There's plenty of bike parking in Amsterdam

You probably have a pretty new bike, Cadel, so make sure you lock it up if you’re leaving it parked in the street before the race. Even old bikes get stolen a lot in Amsterdam. Carry a heavy chain with you, put it through the front wheel, the frame, the back wheel and finally anchor it to the largest public building you can find.

Heineken brewery

Soon after you start the prologue, you pass the Heineken Brewery. They used to give away free beer on their popular brewery tours, but I think they make visitors pay now. Maybe if you say you’re a world famous cyclist they’d give you a discount – it’s worth a try; if they say no, what have you lost?

Work in progress on the Vijzelgracht


From the brewery, the route goes down the Vijzelgracht, where you can see the houses on either side are being propped up to stop them falling into the hole where Amsterdam’s new metro line is supposed to go. You should be safe from falling masonry, Cadel, as long as you’re wearing your helmet. I always ride through this street as fast as I can and hope nothing goes wrong.

Stopera building

Next you’ll be crossing this bridge by the Stopera, the city opera house, over the famous Amstel River. Watch out for trams, and make sure you don’t get your front wheel stuck in the tracks. Lots of visitors who aren’t used to Amsterdam’s roads fall off this way.

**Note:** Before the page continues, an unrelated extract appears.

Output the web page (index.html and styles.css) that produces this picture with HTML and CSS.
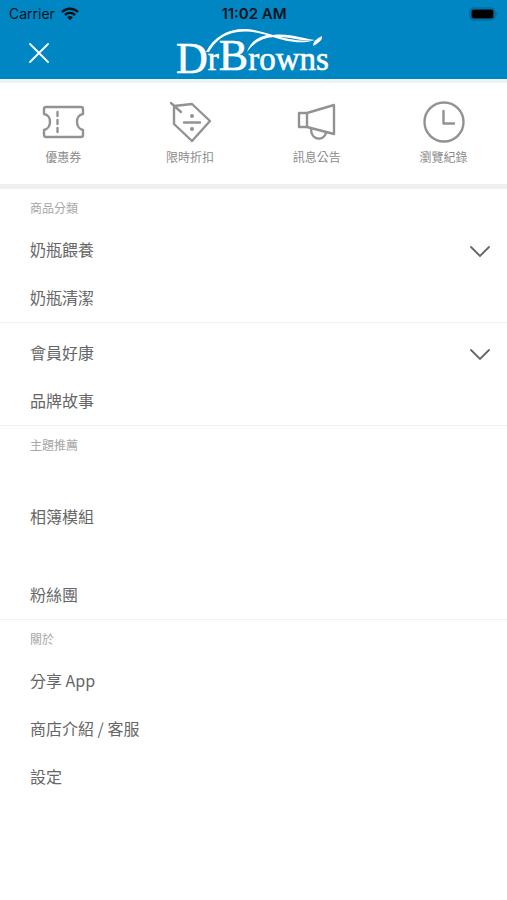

Just past the Waterlooplein flea market, the route turns right into the Weesperstraat. It’s a long straight stretch, and most people can ride it really fast. I was going very well today, but then this bridge opened in front of me to let a boat go through. I certainly hope that doesn’t happen to you, Cadel, because in a time trial even losing a few minutes can be the difference between winning and coming umpteenth.

Weesperstraat bridge

The Apollolaan is one of Amsterdam’s most beautiful streets. The Hilton Hotel became famous when John Lennon and Yoko Ono spent their honeymoon in bed there. If you say you’re a famous cyclist they might let you have a quick look in the room.

Hilton Hotel, Apollolaan

The prologue finishes at the Olympic Stadium, where Amsterdam hosted the 1928 Olympic Games. You’ll probably be pretty clapped out by the time you get there, but I live close by, so give me a buzz if you want to come round for a beer when you’ve finished the media interviews.

Olympic stadium, nearly night time when I arrived.

PS. To give you some idea of the time it should take you…the prologue course is 8.4km long. I did it in less than an hour (52 minutes, 17 seconds). I think you’ll be faster if that bridge doesn’t open in front of you. Also stopping to take photos slows you down, so I’d advise you not to do that.

Sunday and Monday’s stages also start in Amsterdam, then go to Utrecht (Sunday) and Middelburg (Monday) so next I’m going to ride them too. Though they are both 209km long, so you may get there before I do, Cadel. Good luck, anyway.